Providing the manufacturers part number would be more helpful I think.

I normally provide manufacturer, manufacturer P/N, Mouser P/N on the BOM. The MOD86 project is old enough that I think I originally provided Digikey part numbers, but people wanted Mouser numbers. I can certainly update the BOM to include the manufacturer and manufacturer P/N as I do for all my other projects.

My parts arrive tomorrow and I am looking forward to putting the amps together.

Good to hear. Have fun! Should you need help, just toss me an email. The level of service I provide is something you don't normally get when you buy a kit.

Definitely no schematic in the V2.3 documents (some nice block diagrams though).... V2.3 is new so maybe schematic not ready for the documents or more likely a new policy....
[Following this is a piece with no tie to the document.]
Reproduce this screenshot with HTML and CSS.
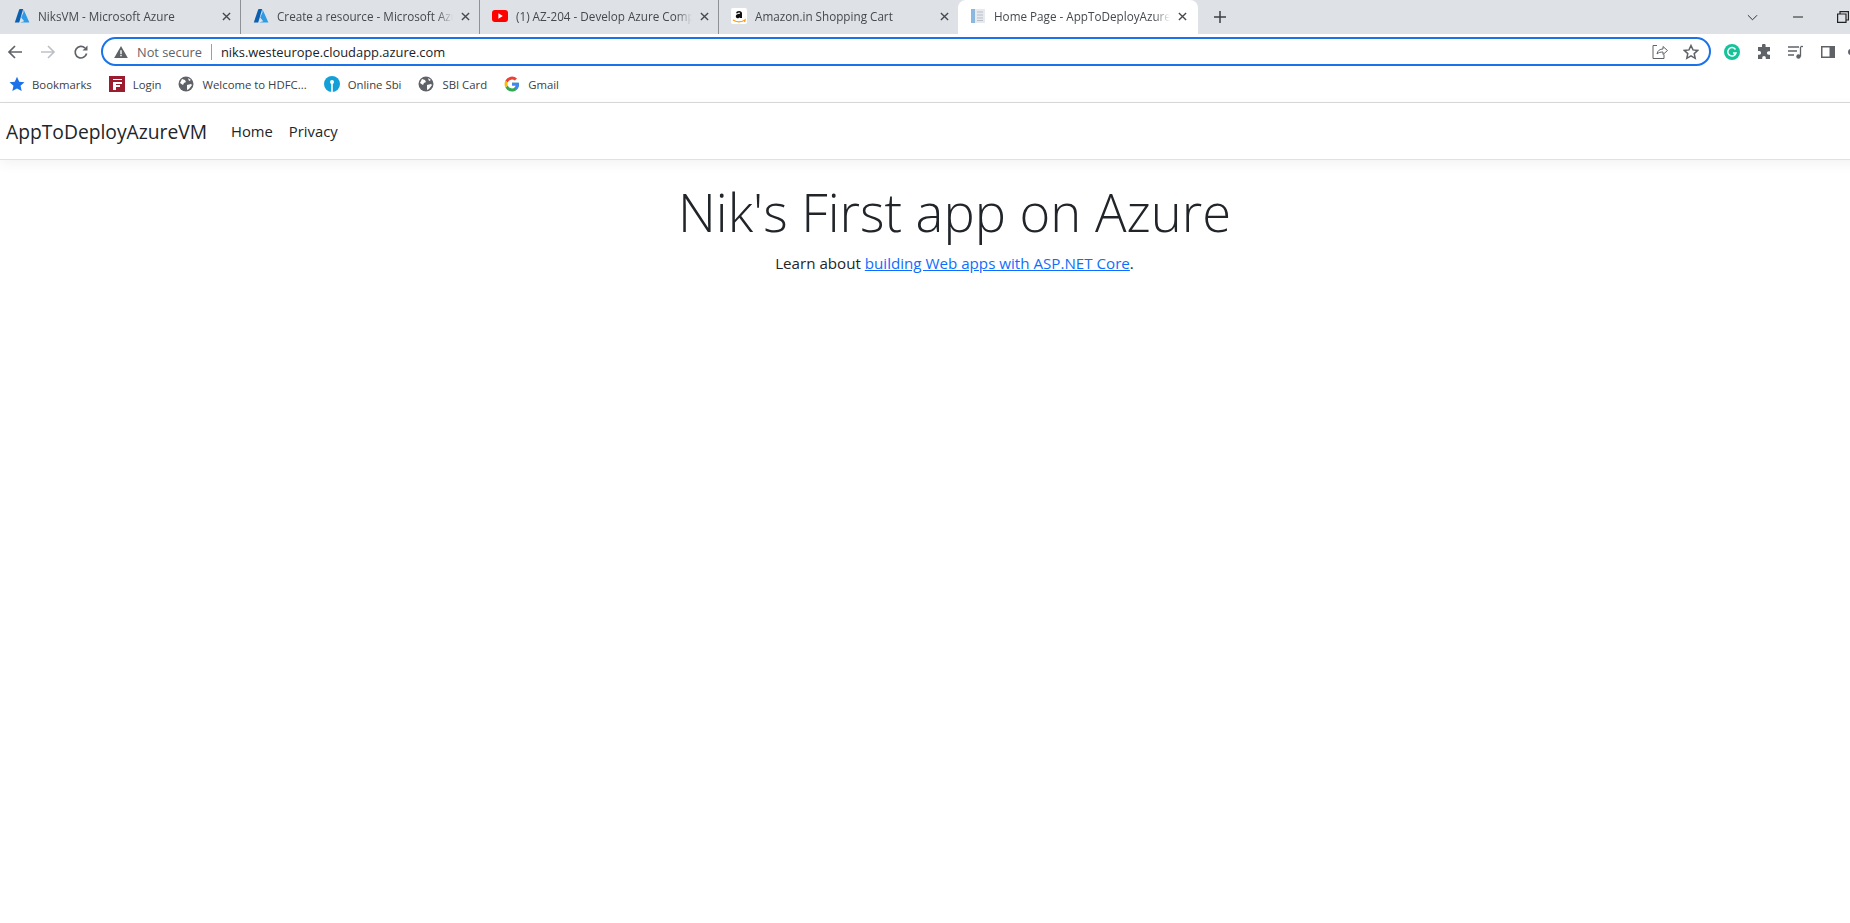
FILE: index.html
```html
<!DOCTYPE html>
<html lang="en">
<head>
    <meta charset="UTF-8">
    <title>Home Page - AppToDeployAzureVM</title>
    <link rel="stylesheet" href="styles.css">
</head>
<body>
<div class="window">

    <!-- tab strip -->
    <div class="tabstrip">
        <div class="tab">
            <svg class="favicon" viewBox="0 0 16 16"><path d="M5.6 1h3.6L5.2 14.4H0.8L5 2z" fill="#0a5fb0"/><path d="M9.6 1.6L15.4 14.4H6.2l4-1.2-3-3.6 2.2-5z" fill="#2f9be6"/></svg>
            <span class="tab-title">NiksVM - Microsoft Azure</span>
            <svg class="tab-close" viewBox="0 0 10 10"><path d="M1 1l8 8M9 1l-8 8"/></svg>
        </div>
        <div class="tab">
            <svg class="favicon" viewBox="0 0 16 16"><path d="M5.6 1h3.6L5.2 14.4H0.8L5 2z" fill="#0a5fb0"/><path d="M9.6 1.6L15.4 14.4H6.2l4-1.2-3-3.6 2.2-5z" fill="#2f9be6"/></svg>
            <span class="tab-title">Create a resource - Microsoft Azure</span>
            <svg class="tab-close" viewBox="0 0 10 10"><path d="M1 1l8 8M9 1l-8 8"/></svg>
        </div>
        <div class="tab">
            <svg class="favicon" viewBox="0 0 16 16"><rect y="2" width="16" height="12" rx="3" fill="#f00"/><path d="M6.4 5.2l4.4 2.8-4.4 2.8z" fill="#fff"/></svg>
            <span class="tab-title">(1) AZ-204 - Develop Azure Compute Solutions</span>
            <svg class="tab-close" viewBox="0 0 10 10"><path d="M1 1l8 8M9 1l-8 8"/></svg>
        </div>
        <div class="tab no-sep">
            <svg class="favicon" viewBox="0 0 16 16"><rect width="16" height="16" rx="2" fill="#fff"/><path d="M5 5.2c.3-1.6 1.4-2.3 3-2.3 2 0 3 .9 3 2.6v4.6h-2v-.8c-.5.7-1.200 1-2 1-1.300 0-2.200-.8-2.200-2.100 0-1.600 1.300-2.400 4.200-2.500 0-.9-.3-1.300-1-1.300-.6 0-1 .3-1.100 .9z" fill="#111"/><path d="M2 12c3.500 2.300 8.500 2.300 12 0l-.4 1.800" fill="none" stroke="#f90" stroke-width="1.300"/></svg>
            <span class="tab-title">Amazon.in Shopping Cart</span>
            <svg class="tab-close" viewBox="0 0 10 10"><path d="M1 1l8 8M9 1l-8 8"/></svg>
        </div>
        <div class="tab active">
            <svg class="favicon" viewBox="0 0 16 16"><rect x="1" y="1" width="14" height="14" fill="#e6e9ee"/><rect x="1" y="1" width="4" height="14" fill="#8cb8e0"/><path d="M7 4h6M7 7h6M7 10h6M7 12.500h6" stroke="#b9bec6"/></svg>
            <span class="tab-title">Home Page - AppToDeployAzureVM</span>
            <svg class="tab-close" viewBox="0 0 10 10"><path d="M1 1l8 8M9 1l-8 8"/></svg>
        </div>
        <svg class="new-tab" viewBox="0 0 12 12"><path d="M6 0v12M0 6h12"/></svg>
        <div class="window-controls">
            <svg class="win-chevron" viewBox="0 0 12 7"><path d="M1 1l5 5 5-5"/></svg>
            <svg class="win-min" viewBox="0 0 10 2"><path d="M0 1h10"/></svg>
            <svg class="win-restore" viewBox="0 0 10 10"><path d="M0.500 2.500h7v7h-7zM2.500 2.500v-2h7v7h-2"/></svg>
        </div>
    </div>

    <!-- toolbar -->
    <div class="toolbar">
        <svg class="nav-icon" viewBox="0 0 16 16"><path d="M15 8H2M8 2L2 8l6 6" stroke="#5f6368"/></svg>
        <svg class="nav-icon" viewBox="0 0 16 16"><path d="M1 8h13M8 2l6 6-6 6" stroke="#bdc1c6"/></svg>
        <svg class="nav-icon" viewBox="0 0 16 16"><path d="M13.600 9.500A5.800 5.800 0 1 1 12 4" stroke="#5f6368"/><path d="M14.500 1.500v5h-5z" fill="#5f6368"/></svg>
        <div class="omnibox">
            <svg class="warn-icon" viewBox="0 0 16 14"><path d="M8 0L16 14H0z" fill="#5f6368"/><path d="M7.200 5h1.600v4.500H7.200zM7.200 10.500h1.600v1.600H7.200z" fill="#fff"/></svg>
            <span class="not-secure">Not secure</span>
            <span class="omni-sep"></span>
            <span class="url">niks.westeurope.cloudapp.azure.com</span>
            <svg class="share-icon" viewBox="0 0 16 16"><path d="M5 1.500H1v13h11v-4" stroke="#5f6368" fill="none"/><path d="M5 10c.5-3.500 3-5 6-5V2.500L15.500 6.500 11 10.500V8c-2.500 0-4.500.5-6 2z" stroke="#5f6368" fill="none"/></svg>
            <svg class="star-icon" viewBox="0 0 16 16"><path d="M8 1.500l2 4.400 4.800.5-3.600 3.200 1 4.700L8 11.900l-4.200 2.400 1-4.700L1.200 6.400 6 5.900z" stroke="#5f6368" stroke-width="1.500" fill="none"/></svg>
        </div>
        <div class="ext-icons">
            <svg viewBox="0 0 16 16"><circle cx="8" cy="8" r="8" fill="#15c39a"/><path d="M11.500 5.500A4.200 4.200 0 1 0 12 9H9" stroke="#fff" stroke-width="1.500" fill="none"/></svg>
            <svg viewBox="0 0 16 16"><path d="M6 1.500a1.800 1.800 0 0 1 3.600 0V3H14v4.200h-1.300a1.800 1.800 0 0 0 0 3.600H14V15H9.800v-1.300a1.800 1.800 0 0 0-3.600 0V15H2v-4.300h1.300a1.800 1.800 0 0 0 0-3.600H2V3h4z" fill="#5f6368"/></svg>
            <svg viewBox="0 0 16 16"><path d="M0 3h11M0 7h9M0 11h6" stroke="#5f6368" stroke-width="1.300"/><path d="M12.500 3v9.500" stroke="#5f6368" stroke-width="1.300"/><path d="M12.500 2.500H15" stroke="#5f6368" stroke-width="1.300"/><circle cx="10.500" cy="12.500" r="2.200" fill="#5f6368"/></svg>
            <svg viewBox="0 0 16 16"><rect x="1" y="2" width="14" height="12" fill="#5f6368"/><rect x="2.500" y="3.500" width="7" height="9" fill="#fff"/></svg>
            <svg class="ext-cut" viewBox="0 0 16 16"><circle cx="8" cy="8" r="3" fill="#5f6368"/></svg>
        </div>
    </div>

    <!-- bookmarks -->
    <div class="bookmarks">
        <div class="bookmark bm-first">
            <svg class="bm-icon" viewBox="0 0 16 16"><path d="M8 .8l2.200 4.900 5.300.6-4 3.500 1.200 5.300L8 12.400l-4.700 2.700 1.200-5.300-4-3.500 5.300-.6z" fill="#1a73e8"/></svg>
            <span>Bookmarks</span>
        </div>
        <div class="bookmark">
            <svg class="bm-icon" viewBox="0 0 16 16"><rect width="16" height="16" fill="#9b1c2e"/><path d="M4 3h9v1H4zM4 6h9v2H7v1h4v2H7v3H4z" fill="#fff"/></svg>
            <span>Login</span>
        </div>
        <div class="bookmark">
            <svg class="bm-icon" viewBox="0 0 16 16"><circle cx="8" cy="8" r="7.500" fill="#5f6368"/><path d="M4 3l3 1 1 2-2 1-1 2-3-2zM9 9l4-1 1 1-3 4-2 1z M10 2l3 2-2 1z" fill="#fff"/></svg>
            <span>Welcome to HDFC...</span>
        </div>
        <div class="bookmark">
            <svg class="bm-icon" viewBox="0 0 16 16"><circle cx="8" cy="8" r="8" fill="#12a0d7"/><circle cx="8" cy="6" r="2" fill="#fff"/><rect x="7.200" y="6" width="1.600" height="10" fill="#fff"/></svg>
            <span>Online Sbi</span>
        </div>
        <div class="bookmark">
            <svg class="bm-icon" viewBox="0 0 16 16"><circle cx="8" cy="8" r="7.500" fill="#5f6368"/><path d="M4 3l3 1 1 2-2 1-1 2-3-2zM9 9l4-1 1 1-3 4-2 1z M10 2l3 2-2 1z" fill="#fff"/></svg>
            <span>SBI Card</span>
        </div>
        <div class="bookmark">
            <svg class="bm-icon" viewBox="0 0 16 16"><path d="M14.800 6.700H8v2.800h3.900c-.4 1.900-2 3-3.900 3A4.500 4.500 0 0 1 3.800 9.500L1.400 11.400A7.500 7.500 0 0 0 8 15.500c3.900 0 7-2.800 7-7.300 0-.5-.1-1-.2-1.500z" fill="#34a853"/><path d="M14.800 6.700H8v2.800h3.900c-.2 1-.8 1.800-1.600 2.300l2.300 1.800c1.400-1.300 2.400-3.300 2.400-5.400 0-.5-.1-1-.2-1.500z" fill="#4285f4"/><path d="M3.800 9.500a4.500 4.500 0 0 1 0-3L1.400 4.600a7.500 7.500 0 0 0 0 6.800z" fill="#fbbc05"/><path d="M8 3.500c1.100 0 2.100.4 2.900 1.100l2.100-2.100A7.500 7.500 0 0 0 1.400 4.600l2.400 1.900A4.500 4.500 0 0 1 8 3.500z" fill="#ea4335"/></svg>
            <span>Gmail</span>
        </div>
    </div>

    <!-- the page itself -->
    <nav class="navbar">
        <a class="brand">AppToDeployAzureVM</a>
        <a class="nav-link">Home</a>
        <a class="nav-link">Privacy</a>
    </nav>
    <main class="hero">
        <h1>Nik's First app on Azure</h1>
        <p>Learn about <a href="#">building Web apps with ASP.NET Core</a>.</p>
    </main>
</div>
</body>
</html>
```

FILE: styles.css
```css
* {
    margin: 0;
    padding: 0;
    box-sizing: border-box;
}

html, body {
    height: 100%;
    overflow: hidden;
    background-color: #fff;
}

body {
    font-family: 'Open Sans', 'Noto Sans', sans-serif;
    color: #212529;
}

/* screenshot is cut off on the right, the real window is wider */
.window {
    width: 1909px;
}

.tabstrip {
    display: flex;
    align-items: center;
    height: 34px;
    padding-left: 2px;
    background-color: #dee1e6;
}

.tab {
    display: flex;
    align-items: center;
    width: 239px;
    height: 34px;
    padding: 0 9px 2px 12px;
    border-right: 1px solid #8e9196;
    background-clip: padding-box;
}

.tab.no-sep {
    border-right: none;
}

.tab.active {
    width: 240px;
    padding-right: 11px;
    border-right: none;
    background-color: #fff;
    border-radius: 8px 8px 0 0;
}

.favicon {
    width: 16px;
    height: 16px;
    flex-shrink: 0;
}

.tab-title {
    flex: 1;
    min-width: 0;
    margin: 0 8px;
    font-size: 11.7px;
    color: #45494e;
    white-space: nowrap;
    overflow: hidden;
    -webkit-mask-image: linear-gradient(to right, #000 calc(100% - 16px), transparent);
    mask-image: linear-gradient(to right, #000 calc(100% - 16px), transparent);
}

.tab-close {
    width: 9px;
    height: 9px;
    flex-shrink: 0;
    fill: none;
    stroke: #45494e;
    stroke-width: 1.5;
}

.new-tab {
    width: 12px;
    height: 12px;
    margin-left: 16px;
    fill: none;
    stroke: #3c4043;
    stroke-width: 1.5;
}

.window-controls {
    display: flex;
    align-items: center;
    margin-left: 521px;
}

.window-controls svg {
    fill: none;
    stroke: #222;
}

.win-chevron {
    width: 11px;
    height: 7px;
}

.win-min {
    width: 10px;
    height: 2px;
    margin-left: 35px;
}

.win-restore {
    width: 12px;
    height: 12px;
    margin-left: 34px;
}

.toolbar {
    display: flex;
    align-items: center;
    height: 35px;
    padding-left: 7px;
}

.nav-icon {
    width: 16px;
    height: 16px;
    margin-right: 17px;
    fill: none;
    stroke-width: 1.7;
}

.omnibox {
    display: flex;
    align-items: center;
    width: 1610px;
    height: 29px;
    margin-left: -5px;
    padding: 0 10px 0 11px;
    border: 2px solid #1a73e8;
    border-radius: 15px;
}

.warn-icon {
    width: 14px;
    height: 12px;
}

.not-secure {
    margin-left: 9px;
    font-size: 12.8px;
    color: #5f6368;
}

.omni-sep {
    width: 1px;
    height: 16px;
    margin: 0 9px;
    background-color: #9aa0a6;
}

.url {
    flex: 1;
    font-size: 12.9px;
    color: #202124;
}

.share-icon {
    width: 16px;
    height: 16px;
    margin-right: 15px;
}

.star-icon {
    width: 16px;
    height: 16px;
}

.ext-icons {
    display: flex;
    align-items: center;
    gap: 16px;
    margin-left: 13px;
}

.ext-icons svg {
    width: 16px;
    height: 16px;
}

.ext-icons .ext-cut {
    margin-left: -9px;
}

.bookmarks {
    display: flex;
    align-items: center;
    height: 34px;
    padding-left: 9px;
    padding-bottom: 3px;
    border-bottom: 1px solid #d9d9d9;
}

.bookmark {
    display: flex;
    align-items: center;
    gap: 8px;
    margin-right: 17px;
    font-size: 11.35px;
    color: #3c4043;
    white-space: nowrap;
}

.bm-first {
    gap: 7px;
}

.bm-icon {
    width: 16px;
    height: 16px;
    flex-shrink: 0;
}

.navbar {
    display: flex;
    align-items: center;
    height: 57px;
    padding-left: 6px;
    border-bottom: 1px solid #dee2e6;
    box-shadow: 0 4px 12px rgba(0, 0, 0, 0.05);
}

.brand {
    margin-right: 24px;
    font-size: 19.25px;
}

.nav-link {
    margin-right: 16px;
    font-size: 14.8px;
}

.hero {
    padding-top: 20px;
    text-align: center;
}

h1 {
    font-size: 52.5px;
    font-weight: 300;
    line-height: 1.2;
    margin-bottom: 9px;
}

p {
    font-size: 15.15px;
    line-height: 1.5;
}

p a {
    color: #0d6efd;
}
```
New policy. Rev. 2.1 was the last revision that included schematics.

Tom
 
I just pasted a couple 'Mouser part numbers' from one of Tom's .pdf BOMs into the search window at Digi-Key and it took me directly to the correct part. This is not difficult. As someone mentioned, you should be able to cut/paste the BOM into Excel and easily manipulate to get the list of manufacturer's part numbers.

In general, Mouser p/n's look like xy-<mfr p/n> or xyz-<mfr p/n>, where 'xy' or 'xyz' are Mouser's internal code for the particular manufacturer.

As to parts being backordered: Right now EVERYTHING in the world of electronic components is in short supply so backorders are very common. If a given part is not available at both Digi-Key and Mouser, check Newark/Farnell/element14 or Allied/RS, etc. Failing that, Tom could probably provide alternative parts from other manufacturers that are equivalent.